#### REQUIREMENTS
Scan the material below for lines with the word "that" and report how many there are, with nothing added.

#### DATA FOR THE TASK
(begin)

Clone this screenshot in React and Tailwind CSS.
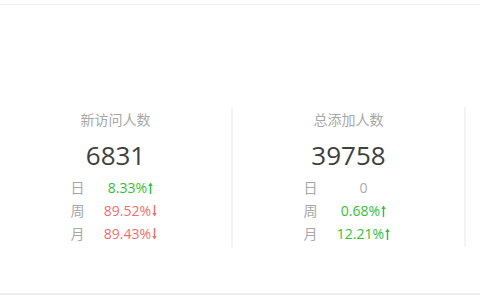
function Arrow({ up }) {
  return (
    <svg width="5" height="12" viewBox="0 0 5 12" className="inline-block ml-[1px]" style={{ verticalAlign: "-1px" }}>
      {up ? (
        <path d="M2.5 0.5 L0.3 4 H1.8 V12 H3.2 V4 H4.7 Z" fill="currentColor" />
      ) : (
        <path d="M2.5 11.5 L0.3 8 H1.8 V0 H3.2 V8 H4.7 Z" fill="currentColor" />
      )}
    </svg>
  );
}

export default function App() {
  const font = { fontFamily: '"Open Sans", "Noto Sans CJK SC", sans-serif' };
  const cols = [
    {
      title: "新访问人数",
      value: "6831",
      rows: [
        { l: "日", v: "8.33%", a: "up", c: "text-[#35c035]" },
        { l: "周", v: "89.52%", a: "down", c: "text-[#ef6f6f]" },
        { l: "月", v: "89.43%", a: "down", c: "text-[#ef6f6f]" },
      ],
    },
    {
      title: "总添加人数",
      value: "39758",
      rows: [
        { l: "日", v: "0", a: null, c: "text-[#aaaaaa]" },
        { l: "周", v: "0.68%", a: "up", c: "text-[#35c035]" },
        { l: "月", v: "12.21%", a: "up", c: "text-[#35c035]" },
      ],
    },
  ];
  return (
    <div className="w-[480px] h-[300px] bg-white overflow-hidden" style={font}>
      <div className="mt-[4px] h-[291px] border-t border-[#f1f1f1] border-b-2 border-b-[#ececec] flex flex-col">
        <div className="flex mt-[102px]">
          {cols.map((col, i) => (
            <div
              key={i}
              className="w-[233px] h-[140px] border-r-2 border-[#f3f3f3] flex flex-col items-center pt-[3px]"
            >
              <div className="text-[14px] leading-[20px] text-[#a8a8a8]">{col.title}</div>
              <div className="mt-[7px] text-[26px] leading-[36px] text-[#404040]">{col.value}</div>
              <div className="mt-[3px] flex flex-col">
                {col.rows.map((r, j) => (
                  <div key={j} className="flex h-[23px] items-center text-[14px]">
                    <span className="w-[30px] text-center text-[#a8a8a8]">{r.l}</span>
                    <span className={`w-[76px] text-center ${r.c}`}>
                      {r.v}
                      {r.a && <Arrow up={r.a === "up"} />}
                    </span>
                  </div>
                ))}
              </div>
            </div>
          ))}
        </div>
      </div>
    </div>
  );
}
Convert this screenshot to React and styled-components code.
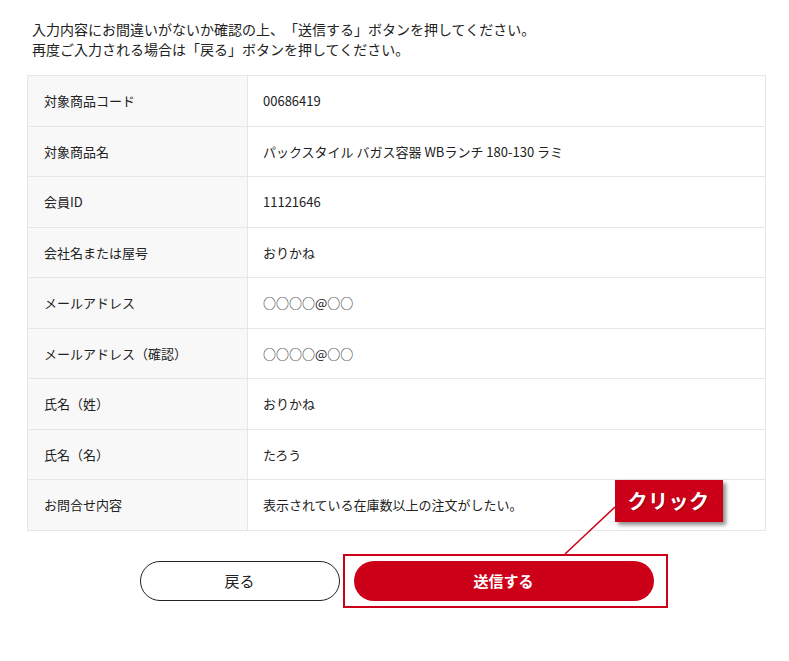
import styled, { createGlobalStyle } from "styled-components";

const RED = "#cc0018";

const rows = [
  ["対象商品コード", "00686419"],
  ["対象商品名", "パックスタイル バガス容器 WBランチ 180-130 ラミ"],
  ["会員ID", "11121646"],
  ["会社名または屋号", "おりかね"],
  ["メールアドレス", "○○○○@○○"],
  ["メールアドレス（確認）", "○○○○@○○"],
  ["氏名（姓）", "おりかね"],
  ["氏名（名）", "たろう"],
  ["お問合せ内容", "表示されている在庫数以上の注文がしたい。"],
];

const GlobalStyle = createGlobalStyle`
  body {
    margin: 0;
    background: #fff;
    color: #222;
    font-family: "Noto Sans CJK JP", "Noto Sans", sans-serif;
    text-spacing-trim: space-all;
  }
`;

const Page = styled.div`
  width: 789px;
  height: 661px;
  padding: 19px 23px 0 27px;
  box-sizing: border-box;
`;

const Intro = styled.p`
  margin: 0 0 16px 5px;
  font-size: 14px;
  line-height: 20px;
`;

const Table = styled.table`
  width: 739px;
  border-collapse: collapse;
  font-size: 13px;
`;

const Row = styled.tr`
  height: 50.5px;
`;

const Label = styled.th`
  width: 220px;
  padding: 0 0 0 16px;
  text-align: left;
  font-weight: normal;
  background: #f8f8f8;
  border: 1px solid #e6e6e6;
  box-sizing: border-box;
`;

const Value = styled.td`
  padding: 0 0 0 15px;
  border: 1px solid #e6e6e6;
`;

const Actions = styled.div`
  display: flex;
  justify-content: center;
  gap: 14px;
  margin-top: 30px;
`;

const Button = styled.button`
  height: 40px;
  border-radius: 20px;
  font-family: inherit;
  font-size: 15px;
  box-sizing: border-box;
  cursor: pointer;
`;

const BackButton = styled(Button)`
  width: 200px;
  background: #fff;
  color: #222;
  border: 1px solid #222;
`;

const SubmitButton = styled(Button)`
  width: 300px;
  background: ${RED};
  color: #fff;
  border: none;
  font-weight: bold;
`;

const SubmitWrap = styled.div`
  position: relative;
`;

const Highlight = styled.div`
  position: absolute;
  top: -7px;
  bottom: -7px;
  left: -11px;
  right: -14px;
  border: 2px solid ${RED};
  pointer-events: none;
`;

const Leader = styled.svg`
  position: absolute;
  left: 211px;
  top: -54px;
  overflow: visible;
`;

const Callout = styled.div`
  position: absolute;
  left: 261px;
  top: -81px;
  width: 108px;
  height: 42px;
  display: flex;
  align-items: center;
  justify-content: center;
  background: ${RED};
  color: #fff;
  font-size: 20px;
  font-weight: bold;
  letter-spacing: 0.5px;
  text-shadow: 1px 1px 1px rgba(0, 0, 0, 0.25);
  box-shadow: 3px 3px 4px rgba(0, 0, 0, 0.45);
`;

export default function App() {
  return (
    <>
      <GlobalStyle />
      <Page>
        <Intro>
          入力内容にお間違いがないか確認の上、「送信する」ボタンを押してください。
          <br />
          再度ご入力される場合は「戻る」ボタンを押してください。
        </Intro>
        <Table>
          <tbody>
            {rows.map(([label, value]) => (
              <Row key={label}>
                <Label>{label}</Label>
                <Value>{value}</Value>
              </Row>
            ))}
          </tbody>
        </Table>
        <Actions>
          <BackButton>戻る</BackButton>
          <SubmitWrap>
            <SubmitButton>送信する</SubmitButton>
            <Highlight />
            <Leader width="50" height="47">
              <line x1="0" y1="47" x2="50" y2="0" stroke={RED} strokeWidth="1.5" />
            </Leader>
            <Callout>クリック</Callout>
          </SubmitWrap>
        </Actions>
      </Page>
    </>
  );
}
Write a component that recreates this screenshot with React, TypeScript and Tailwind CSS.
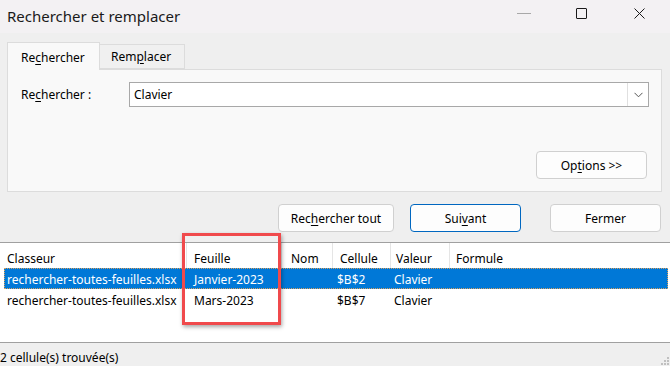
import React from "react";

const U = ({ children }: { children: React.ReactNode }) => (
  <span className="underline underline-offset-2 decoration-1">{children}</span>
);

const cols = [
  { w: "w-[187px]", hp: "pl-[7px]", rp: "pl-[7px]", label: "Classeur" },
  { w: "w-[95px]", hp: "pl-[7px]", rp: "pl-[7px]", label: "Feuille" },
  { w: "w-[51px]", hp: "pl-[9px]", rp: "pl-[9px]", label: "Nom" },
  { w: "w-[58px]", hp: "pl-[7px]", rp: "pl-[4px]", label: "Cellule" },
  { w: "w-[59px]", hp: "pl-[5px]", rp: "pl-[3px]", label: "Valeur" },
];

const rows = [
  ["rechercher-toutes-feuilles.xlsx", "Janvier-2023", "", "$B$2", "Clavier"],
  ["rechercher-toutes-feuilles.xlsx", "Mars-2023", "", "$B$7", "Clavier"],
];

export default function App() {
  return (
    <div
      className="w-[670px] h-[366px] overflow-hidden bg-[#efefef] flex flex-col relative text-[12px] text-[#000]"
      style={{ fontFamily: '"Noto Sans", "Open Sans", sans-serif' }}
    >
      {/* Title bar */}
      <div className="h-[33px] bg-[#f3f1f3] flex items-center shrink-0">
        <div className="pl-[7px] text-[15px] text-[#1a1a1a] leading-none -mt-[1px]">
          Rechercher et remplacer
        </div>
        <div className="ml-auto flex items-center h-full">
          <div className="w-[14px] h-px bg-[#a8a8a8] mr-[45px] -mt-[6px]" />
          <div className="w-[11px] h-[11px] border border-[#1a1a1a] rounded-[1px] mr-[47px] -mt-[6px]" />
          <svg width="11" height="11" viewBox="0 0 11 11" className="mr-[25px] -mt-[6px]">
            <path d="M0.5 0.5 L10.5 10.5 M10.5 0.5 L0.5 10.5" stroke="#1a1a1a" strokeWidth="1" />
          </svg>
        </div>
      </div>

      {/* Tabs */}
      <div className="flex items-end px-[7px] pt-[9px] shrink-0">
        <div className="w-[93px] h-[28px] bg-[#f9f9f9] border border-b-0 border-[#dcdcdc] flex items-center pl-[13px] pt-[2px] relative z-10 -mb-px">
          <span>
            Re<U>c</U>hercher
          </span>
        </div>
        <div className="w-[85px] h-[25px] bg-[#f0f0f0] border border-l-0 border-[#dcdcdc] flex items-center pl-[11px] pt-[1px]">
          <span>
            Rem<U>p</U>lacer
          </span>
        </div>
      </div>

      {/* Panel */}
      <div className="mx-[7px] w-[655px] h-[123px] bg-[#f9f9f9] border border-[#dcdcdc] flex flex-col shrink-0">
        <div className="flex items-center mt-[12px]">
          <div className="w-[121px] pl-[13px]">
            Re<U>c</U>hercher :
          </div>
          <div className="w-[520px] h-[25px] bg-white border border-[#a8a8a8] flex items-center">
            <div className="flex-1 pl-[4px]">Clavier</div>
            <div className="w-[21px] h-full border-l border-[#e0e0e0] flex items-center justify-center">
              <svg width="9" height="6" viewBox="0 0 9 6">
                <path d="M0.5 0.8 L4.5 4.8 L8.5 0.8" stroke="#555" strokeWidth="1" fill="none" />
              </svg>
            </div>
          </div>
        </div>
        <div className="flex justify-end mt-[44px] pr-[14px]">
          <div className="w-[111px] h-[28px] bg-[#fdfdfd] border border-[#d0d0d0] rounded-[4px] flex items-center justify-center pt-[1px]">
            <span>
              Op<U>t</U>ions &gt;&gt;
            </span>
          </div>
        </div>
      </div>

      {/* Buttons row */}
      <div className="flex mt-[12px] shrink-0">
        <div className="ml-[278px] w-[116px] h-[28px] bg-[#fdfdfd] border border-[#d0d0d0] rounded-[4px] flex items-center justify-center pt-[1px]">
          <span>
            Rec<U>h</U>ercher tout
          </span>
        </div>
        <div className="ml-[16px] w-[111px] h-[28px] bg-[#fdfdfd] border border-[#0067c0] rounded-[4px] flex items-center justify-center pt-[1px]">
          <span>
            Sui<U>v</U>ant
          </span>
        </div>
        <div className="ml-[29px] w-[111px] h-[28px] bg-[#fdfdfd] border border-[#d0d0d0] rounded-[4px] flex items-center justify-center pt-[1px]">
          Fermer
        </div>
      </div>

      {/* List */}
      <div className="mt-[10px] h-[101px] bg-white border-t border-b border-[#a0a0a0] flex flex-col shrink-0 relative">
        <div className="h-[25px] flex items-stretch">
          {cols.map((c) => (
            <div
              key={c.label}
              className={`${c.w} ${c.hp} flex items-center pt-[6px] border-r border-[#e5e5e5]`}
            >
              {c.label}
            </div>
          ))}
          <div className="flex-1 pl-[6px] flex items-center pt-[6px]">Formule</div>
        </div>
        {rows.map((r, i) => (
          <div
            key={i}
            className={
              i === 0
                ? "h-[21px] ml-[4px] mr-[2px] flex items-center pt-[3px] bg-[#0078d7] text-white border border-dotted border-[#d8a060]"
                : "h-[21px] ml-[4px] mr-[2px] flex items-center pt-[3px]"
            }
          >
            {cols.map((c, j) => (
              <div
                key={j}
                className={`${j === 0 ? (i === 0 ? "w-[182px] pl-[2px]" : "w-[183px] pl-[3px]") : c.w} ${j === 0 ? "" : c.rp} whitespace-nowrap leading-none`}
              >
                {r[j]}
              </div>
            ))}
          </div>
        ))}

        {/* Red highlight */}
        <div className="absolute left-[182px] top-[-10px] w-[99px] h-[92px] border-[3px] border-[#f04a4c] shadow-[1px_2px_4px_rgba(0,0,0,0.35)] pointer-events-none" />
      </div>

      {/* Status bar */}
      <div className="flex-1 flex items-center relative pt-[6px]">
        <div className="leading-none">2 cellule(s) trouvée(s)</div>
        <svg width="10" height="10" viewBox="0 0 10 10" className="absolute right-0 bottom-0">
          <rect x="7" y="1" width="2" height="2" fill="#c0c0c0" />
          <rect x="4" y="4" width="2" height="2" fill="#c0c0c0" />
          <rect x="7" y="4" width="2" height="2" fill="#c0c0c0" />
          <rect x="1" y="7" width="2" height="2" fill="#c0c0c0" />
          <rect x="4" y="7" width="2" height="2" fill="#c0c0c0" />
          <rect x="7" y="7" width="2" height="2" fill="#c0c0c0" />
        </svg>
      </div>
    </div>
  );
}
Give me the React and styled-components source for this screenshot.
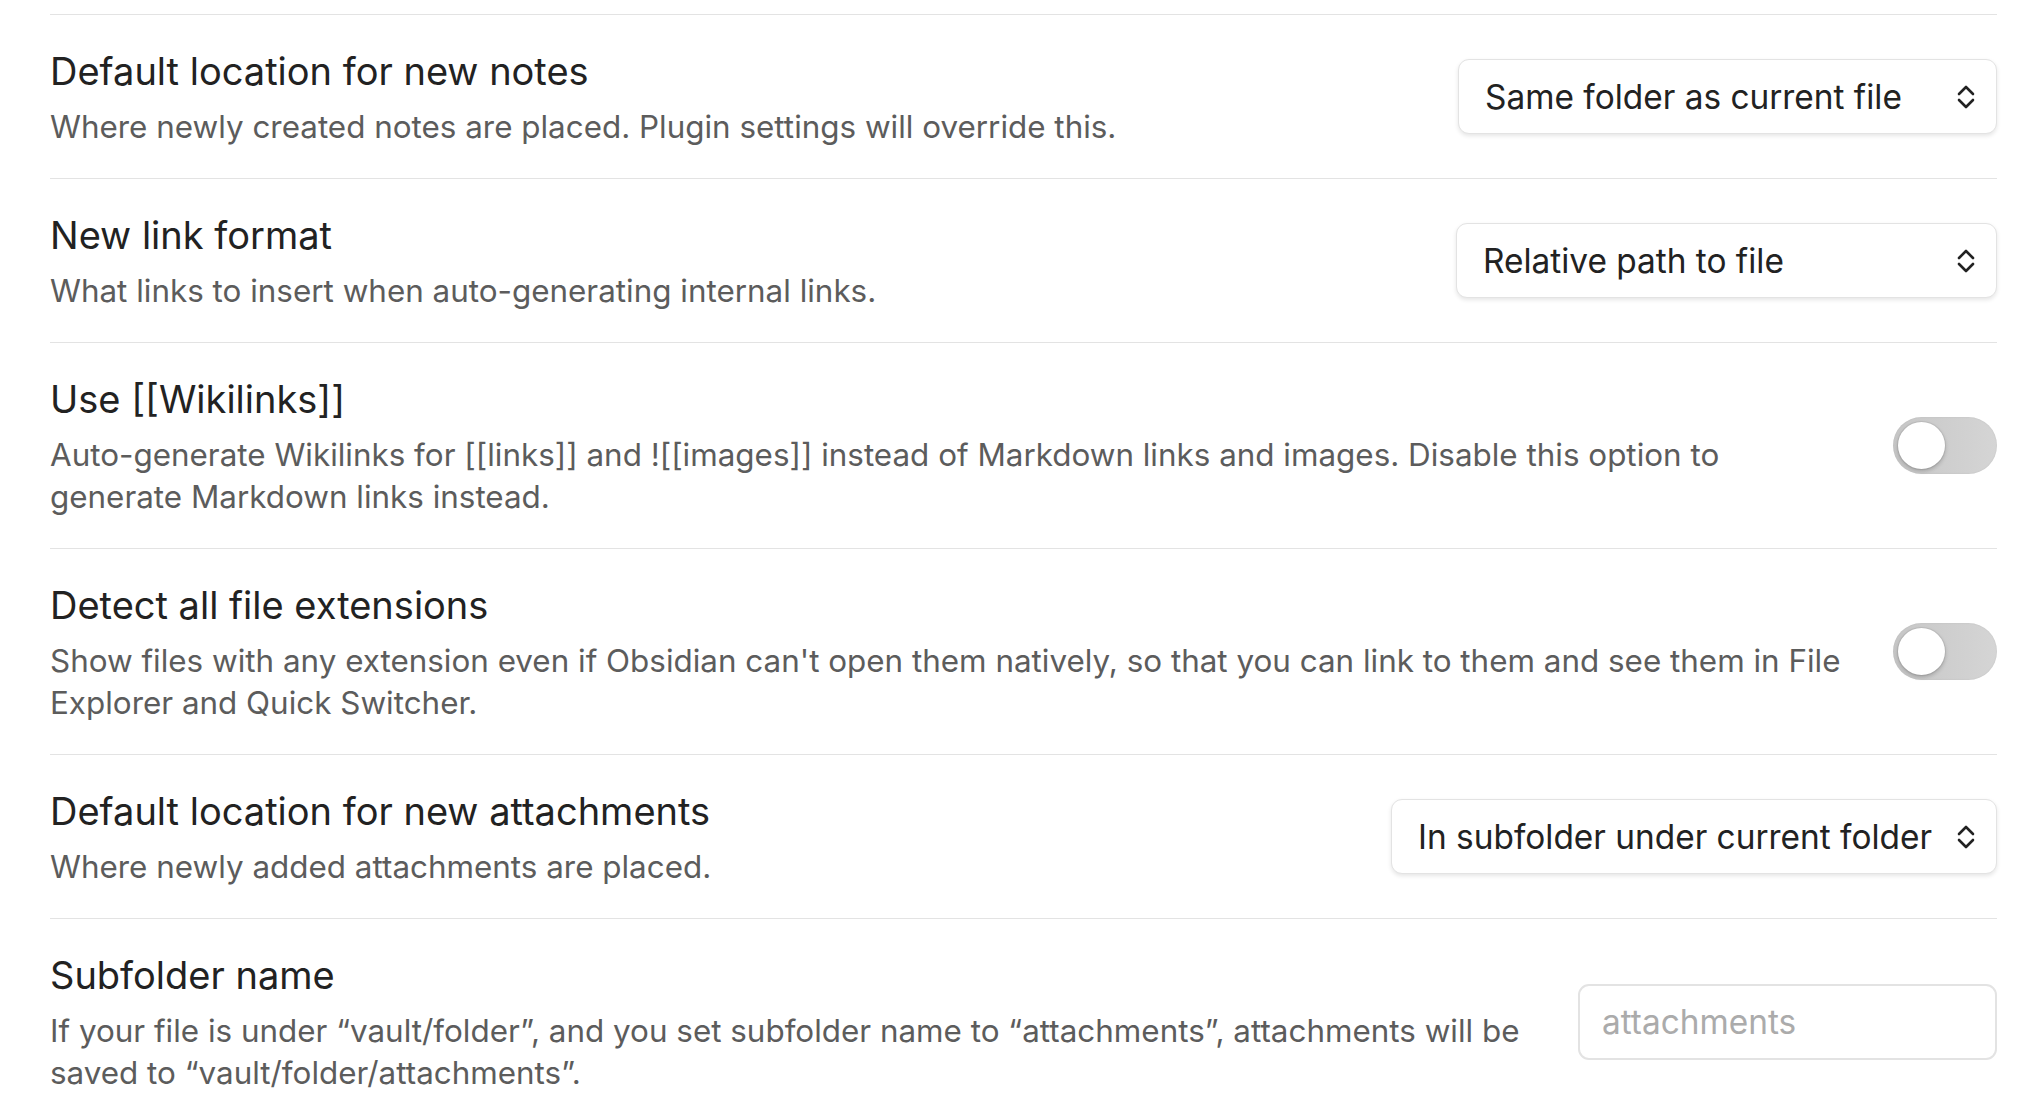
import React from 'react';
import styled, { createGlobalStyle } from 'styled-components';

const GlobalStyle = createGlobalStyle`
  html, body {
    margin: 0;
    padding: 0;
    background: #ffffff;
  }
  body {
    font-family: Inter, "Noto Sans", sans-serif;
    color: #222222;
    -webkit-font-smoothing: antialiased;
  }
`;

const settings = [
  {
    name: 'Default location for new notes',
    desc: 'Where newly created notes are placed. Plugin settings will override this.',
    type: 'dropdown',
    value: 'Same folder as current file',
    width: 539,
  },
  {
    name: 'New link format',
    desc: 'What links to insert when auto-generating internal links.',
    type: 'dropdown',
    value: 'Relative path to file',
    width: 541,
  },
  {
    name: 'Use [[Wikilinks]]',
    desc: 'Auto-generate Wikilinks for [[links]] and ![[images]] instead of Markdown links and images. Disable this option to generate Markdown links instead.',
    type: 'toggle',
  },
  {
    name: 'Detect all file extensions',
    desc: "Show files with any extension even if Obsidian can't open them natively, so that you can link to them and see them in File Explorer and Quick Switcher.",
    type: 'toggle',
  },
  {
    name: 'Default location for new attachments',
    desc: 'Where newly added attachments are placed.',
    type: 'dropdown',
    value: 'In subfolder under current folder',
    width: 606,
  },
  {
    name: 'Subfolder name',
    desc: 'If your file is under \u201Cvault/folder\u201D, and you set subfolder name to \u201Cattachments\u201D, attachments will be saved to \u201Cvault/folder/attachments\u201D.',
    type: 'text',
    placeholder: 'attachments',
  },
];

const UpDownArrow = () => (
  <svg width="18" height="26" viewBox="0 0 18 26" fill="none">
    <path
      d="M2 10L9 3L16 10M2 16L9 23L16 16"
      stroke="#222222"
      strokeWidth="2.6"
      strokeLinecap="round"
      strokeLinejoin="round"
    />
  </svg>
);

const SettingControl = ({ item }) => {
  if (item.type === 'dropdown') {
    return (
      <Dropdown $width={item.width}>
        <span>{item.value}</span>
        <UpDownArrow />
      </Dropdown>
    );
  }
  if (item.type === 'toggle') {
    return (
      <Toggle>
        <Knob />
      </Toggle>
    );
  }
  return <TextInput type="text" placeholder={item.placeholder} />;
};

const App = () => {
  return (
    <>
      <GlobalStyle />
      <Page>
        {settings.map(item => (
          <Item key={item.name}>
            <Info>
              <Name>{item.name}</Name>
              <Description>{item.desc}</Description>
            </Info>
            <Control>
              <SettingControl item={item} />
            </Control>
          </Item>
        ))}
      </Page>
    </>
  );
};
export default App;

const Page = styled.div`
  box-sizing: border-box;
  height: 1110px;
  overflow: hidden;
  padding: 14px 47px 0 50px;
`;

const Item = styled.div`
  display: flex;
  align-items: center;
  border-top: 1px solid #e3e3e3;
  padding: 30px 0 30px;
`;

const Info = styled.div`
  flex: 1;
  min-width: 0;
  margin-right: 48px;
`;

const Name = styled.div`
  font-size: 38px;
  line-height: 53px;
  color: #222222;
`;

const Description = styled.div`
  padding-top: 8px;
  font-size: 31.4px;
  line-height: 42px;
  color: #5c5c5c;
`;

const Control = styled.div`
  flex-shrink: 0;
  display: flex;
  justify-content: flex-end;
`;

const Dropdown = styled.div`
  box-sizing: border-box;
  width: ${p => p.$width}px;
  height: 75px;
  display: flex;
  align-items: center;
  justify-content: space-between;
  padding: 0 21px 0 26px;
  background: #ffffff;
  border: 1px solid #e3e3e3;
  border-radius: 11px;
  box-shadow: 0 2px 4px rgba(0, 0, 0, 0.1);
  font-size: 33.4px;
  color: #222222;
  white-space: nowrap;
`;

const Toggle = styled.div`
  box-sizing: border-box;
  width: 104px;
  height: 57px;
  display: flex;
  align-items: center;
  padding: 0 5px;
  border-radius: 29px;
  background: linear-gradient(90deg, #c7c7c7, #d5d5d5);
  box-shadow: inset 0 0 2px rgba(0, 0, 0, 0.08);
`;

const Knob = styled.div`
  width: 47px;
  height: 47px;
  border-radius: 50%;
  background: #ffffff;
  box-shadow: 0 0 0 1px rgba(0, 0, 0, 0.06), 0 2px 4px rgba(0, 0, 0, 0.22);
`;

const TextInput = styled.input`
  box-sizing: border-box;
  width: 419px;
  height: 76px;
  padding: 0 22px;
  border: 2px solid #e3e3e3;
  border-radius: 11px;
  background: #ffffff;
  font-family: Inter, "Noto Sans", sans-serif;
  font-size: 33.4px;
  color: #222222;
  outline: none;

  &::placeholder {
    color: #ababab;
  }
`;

(end)

#### FINAL RESULT
2